-- Exercise objective --
Your task is to copy the listing exactly. Drop any pictures from the copy.

* * *

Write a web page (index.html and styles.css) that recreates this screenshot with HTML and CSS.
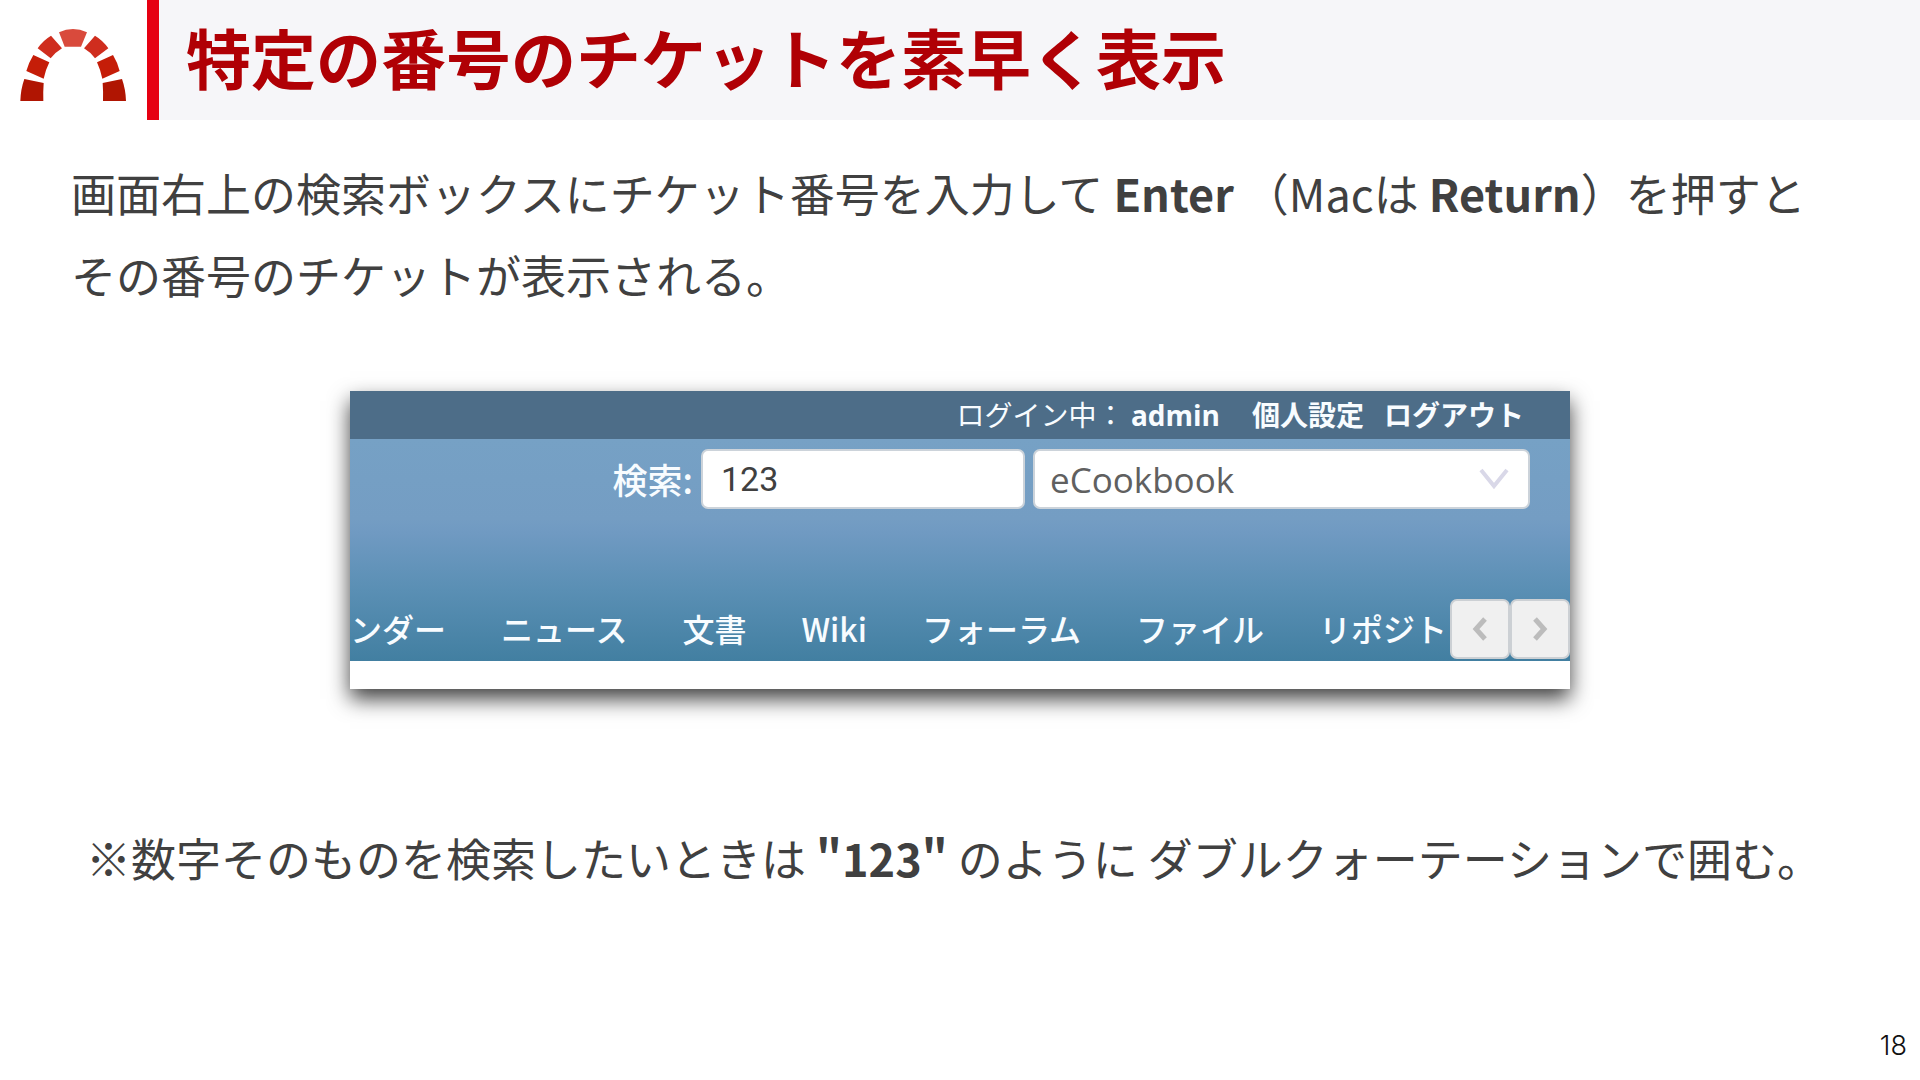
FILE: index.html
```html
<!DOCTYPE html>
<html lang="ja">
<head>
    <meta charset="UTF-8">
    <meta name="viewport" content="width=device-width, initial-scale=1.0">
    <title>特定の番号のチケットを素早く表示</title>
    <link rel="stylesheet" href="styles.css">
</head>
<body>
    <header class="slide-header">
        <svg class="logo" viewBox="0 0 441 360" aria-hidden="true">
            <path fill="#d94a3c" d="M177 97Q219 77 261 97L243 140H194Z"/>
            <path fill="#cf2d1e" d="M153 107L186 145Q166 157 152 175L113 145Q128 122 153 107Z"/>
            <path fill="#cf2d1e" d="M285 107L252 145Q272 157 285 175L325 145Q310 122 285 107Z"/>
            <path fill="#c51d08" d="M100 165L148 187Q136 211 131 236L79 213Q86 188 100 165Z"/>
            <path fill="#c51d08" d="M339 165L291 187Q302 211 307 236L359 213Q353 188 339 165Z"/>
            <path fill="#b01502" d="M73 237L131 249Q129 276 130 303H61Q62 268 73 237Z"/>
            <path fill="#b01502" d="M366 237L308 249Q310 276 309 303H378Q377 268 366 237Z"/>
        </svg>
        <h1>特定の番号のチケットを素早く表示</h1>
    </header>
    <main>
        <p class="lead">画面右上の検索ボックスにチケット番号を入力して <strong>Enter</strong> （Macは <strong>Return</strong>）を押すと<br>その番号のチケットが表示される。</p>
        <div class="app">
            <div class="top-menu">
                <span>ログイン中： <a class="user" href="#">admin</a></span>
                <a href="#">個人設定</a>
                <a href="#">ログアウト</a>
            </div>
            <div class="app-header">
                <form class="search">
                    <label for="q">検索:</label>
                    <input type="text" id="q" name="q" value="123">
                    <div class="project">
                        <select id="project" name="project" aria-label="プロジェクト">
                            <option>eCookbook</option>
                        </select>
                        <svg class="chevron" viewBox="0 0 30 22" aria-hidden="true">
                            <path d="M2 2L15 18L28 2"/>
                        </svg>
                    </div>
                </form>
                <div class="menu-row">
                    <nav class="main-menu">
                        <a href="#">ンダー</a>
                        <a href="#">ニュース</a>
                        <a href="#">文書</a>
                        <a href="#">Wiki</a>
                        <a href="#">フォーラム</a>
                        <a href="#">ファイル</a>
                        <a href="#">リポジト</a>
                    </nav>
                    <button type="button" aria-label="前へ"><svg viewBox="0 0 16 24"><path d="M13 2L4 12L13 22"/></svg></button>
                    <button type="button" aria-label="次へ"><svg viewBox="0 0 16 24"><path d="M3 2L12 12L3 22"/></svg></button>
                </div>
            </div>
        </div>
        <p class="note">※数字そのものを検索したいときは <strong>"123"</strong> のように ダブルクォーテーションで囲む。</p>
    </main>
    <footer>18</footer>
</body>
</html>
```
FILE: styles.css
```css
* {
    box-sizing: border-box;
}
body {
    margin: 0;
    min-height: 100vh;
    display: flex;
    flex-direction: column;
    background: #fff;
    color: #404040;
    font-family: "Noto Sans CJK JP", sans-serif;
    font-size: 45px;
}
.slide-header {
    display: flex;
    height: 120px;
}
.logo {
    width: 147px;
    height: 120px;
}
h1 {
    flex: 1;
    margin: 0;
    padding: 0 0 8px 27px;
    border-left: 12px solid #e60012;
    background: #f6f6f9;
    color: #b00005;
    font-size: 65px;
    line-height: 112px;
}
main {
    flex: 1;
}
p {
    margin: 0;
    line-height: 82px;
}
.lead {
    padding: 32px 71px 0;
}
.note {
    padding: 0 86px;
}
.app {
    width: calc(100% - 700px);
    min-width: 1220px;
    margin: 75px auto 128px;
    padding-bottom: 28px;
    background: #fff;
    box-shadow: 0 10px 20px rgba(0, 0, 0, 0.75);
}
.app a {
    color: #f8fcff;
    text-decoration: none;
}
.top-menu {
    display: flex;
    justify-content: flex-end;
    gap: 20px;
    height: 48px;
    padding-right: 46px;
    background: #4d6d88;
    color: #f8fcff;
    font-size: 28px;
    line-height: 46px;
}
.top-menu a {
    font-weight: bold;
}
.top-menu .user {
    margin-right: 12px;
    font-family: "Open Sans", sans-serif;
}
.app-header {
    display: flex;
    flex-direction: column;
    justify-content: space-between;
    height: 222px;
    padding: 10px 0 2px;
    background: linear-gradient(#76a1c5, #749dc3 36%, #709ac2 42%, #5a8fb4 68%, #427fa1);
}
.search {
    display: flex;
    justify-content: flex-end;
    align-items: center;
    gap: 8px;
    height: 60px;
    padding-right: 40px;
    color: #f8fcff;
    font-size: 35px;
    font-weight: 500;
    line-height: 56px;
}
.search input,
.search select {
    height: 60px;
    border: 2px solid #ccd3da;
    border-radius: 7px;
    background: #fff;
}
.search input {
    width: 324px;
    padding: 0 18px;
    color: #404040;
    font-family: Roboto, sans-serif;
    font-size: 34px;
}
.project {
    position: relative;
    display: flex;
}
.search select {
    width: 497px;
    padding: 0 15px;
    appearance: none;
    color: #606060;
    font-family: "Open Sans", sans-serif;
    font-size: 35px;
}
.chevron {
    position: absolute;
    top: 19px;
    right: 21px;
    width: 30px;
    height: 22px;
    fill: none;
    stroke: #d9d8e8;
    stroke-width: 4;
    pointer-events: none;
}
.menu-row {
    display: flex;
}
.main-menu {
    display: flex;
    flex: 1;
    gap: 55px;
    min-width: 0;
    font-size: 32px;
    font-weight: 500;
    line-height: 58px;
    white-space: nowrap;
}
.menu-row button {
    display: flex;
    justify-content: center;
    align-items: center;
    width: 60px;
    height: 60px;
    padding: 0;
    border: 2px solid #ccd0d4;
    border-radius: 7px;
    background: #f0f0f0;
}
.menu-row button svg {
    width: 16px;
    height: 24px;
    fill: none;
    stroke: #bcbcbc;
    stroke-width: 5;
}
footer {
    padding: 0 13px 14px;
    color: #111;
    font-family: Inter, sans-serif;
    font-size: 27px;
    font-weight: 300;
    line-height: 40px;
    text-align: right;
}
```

* * *

-- Result below --
Write a web page (index.html and styles.css) that recreates this screenshot with HTML and CSS.
FILE: index.html
```html
<!DOCTYPE html>
<html lang="ja">
<head>
    <meta charset="UTF-8">
    <meta name="viewport" content="width=device-width, initial-scale=1.0">
    <title>特定の番号のチケットを素早く表示</title>
    <link rel="stylesheet" href="styles.css">
</head>
<body>
    <header class="slide-header">
        <svg class="logo" viewBox="0 0 441 360" aria-hidden="true">
            <path fill="#d94a3c" d="M177 97Q219 77 261 97L243 140H194Z"/>
            <path fill="#cf2d1e" d="M153 107L186 145Q166 157 152 175L113 145Q128 122 153 107Z"/>
            <path fill="#cf2d1e" d="M285 107L252 145Q272 157 285 175L325 145Q310 122 285 107Z"/>
            <path fill="#c51d08" d="M100 165L148 187Q136 211 131 236L79 213Q86 188 100 165Z"/>
            <path fill="#c51d08" d="M339 165L291 187Q302 211 307 236L359 213Q353 188 339 165Z"/>
            <path fill="#b01502" d="M73 237L131 249Q129 276 130 303H61Q62 268 73 237Z"/>
            <path fill="#b01502" d="M366 237L308 249Q310 276 309 303H378Q377 268 366 237Z"/>
        </svg>
        <h1>特定の番号のチケットを素早く表示</h1>
    </header>
    <main>
        <p class="lead">画面右上の検索ボックスにチケット番号を入力して <strong>Enter</strong> （Macは <strong>Return</strong>）を押すと<br>その番号のチケットが表示される。</p>
        <div class="app">
            <div class="top-menu">
                <span>ログイン中： <a class="user" href="#">admin</a></span>
                <a href="#">個人設定</a>
                <a href="#">ログアウト</a>
            </div>
            <div class="app-header">
                <form class="search">
                    <label for="q">検索:</label>
                    <input type="text" id="q" name="q" value="123">
                    <div class="project">
                        <select id="project" name="project" aria-label="プロジェクト">
                            <option>eCookbook</option>
                        </select>
                        <svg class="chevron" viewBox="0 0 30 22" aria-hidden="true">
                            <path d="M2 2L15 18L28 2"/>
                        </svg>
                    </div>
                </form>
                <div class="menu-row">
                    <nav class="main-menu">
                        <a href="#">ンダー</a>
                        <a href="#">ニュース</a>
                        <a href="#">文書</a>
                        <a href="#">Wiki</a>
                        <a href="#">フォーラム</a>
                        <a href="#">ファイル</a>
                        <a href="#">リポジト</a>
                    </nav>
                    <button type="button" aria-label="前へ"><svg viewBox="0 0 16 24"><path d="M13 2L4 12L13 22"/></svg></button>
                    <button type="button" aria-label="次へ"><svg viewBox="0 0 16 24"><path d="M3 2L12 12L3 22"/></svg></button>
                </div>
            </div>
        </div>
        <p class="note">※数字そのものを検索したいときは <strong>"123"</strong> のように ダブルクォーテーションで囲む。</p>
    </main>
    <footer>18</footer>
</body>
</html>
```
FILE: styles.css
```css
* {
    box-sizing: border-box;
}
body {
    margin: 0;
    min-height: 100vh;
    display: flex;
    flex-direction: column;
    background: #fff;
    color: #404040;
    font-family: "Noto Sans CJK JP", sans-serif;
    font-size: 45px;
}
.slide-header {
    display: flex;
    height: 120px;
}
.logo {
    width: 147px;
    height: 120px;
}
h1 {
    flex: 1;
    margin: 0;
    padding: 0 0 8px 27px;
    border-left: 12px solid #e60012;
    background: #f6f6f9;
    color: #b00005;
    font-size: 65px;
    line-height: 112px;
}
main {
    flex: 1;
}
p {
    margin: 0;
    line-height: 82px;
}
.lead {
    padding: 32px 71px 0;
}
.note {
    padding: 0 86px;
}
.app {
    width: calc(100% - 700px);
    min-width: 1220px;
    margin: 75px auto 128px;
    padding-bottom: 28px;
    background: #fff;
    box-shadow: 0 10px 20px rgba(0, 0, 0, 0.75);
}
.app a {
    color: #f8fcff;
    text-decoration: none;
}
.top-menu {
    display: flex;
    justify-content: flex-end;
    gap: 20px;
    height: 48px;
    padding-right: 46px;
    background: #4d6d88;
    color: #f8fcff;
    font-size: 28px;
    line-height: 46px;
}
.top-menu a {
    font-weight: bold;
}
.top-menu .user {
    margin-right: 12px;
    font-family: "Open Sans", sans-serif;
}
.app-header {
    display: flex;
    flex-direction: column;
    justify-content: space-between;
    height: 222px;
    padding: 10px 0 2px;
    background: linear-gradient(#76a1c5, #749dc3 36%, #709ac2 42%, #5a8fb4 68%, #427fa1);
}
.search {
    display: flex;
    justify-content: flex-end;
    align-items: center;
    gap: 8px;
    height: 60px;
    padding-right: 40px;
    color: #f8fcff;
    font-size: 35px;
    font-weight: 500;
    line-height: 56px;
}
.search input,
.search select {
    height: 60px;
    border: 2px solid #ccd3da;
    border-radius: 7px;
    background: #fff;
}
.search input {
    width: 324px;
    padding: 0 18px;
    color: #404040;
    font-family: Roboto, sans-serif;
    font-size: 34px;
}
.project {
    position: relative;
    display: flex;
}
.search select {
    width: 497px;
    padding: 0 15px;
    appearance: none;
    color: #606060;
    font-family: "Open Sans", sans-serif;
    font-size: 35px;
}
.chevron {
    position: absolute;
    top: 19px;
    right: 21px;
    width: 30px;
    height: 22px;
    fill: none;
    stroke: #d9d8e8;
    stroke-width: 4;
    pointer-events: none;
}
.menu-row {
    display: flex;
}
.main-menu {
    display: flex;
    flex: 1;
    gap: 55px;
    min-width: 0;
    font-size: 32px;
    font-weight: 500;
    line-height: 58px;
    white-space: nowrap;
}
.menu-row button {
    display: flex;
    justify-content: center;
    align-items: center;
    width: 60px;
    height: 60px;
    padding: 0;
    border: 2px solid #ccd0d4;
    border-radius: 7px;
    background: #f0f0f0;
}
.menu-row button svg {
    width: 16px;
    height: 24px;
    fill: none;
    stroke: #bcbcbc;
    stroke-width: 5;
}
footer {
    padding: 0 13px 14px;
    color: #111;
    font-family: Inter, sans-serif;
    font-size: 27px;
    font-weight: 300;
    line-height: 40px;
    text-align: right;
}
```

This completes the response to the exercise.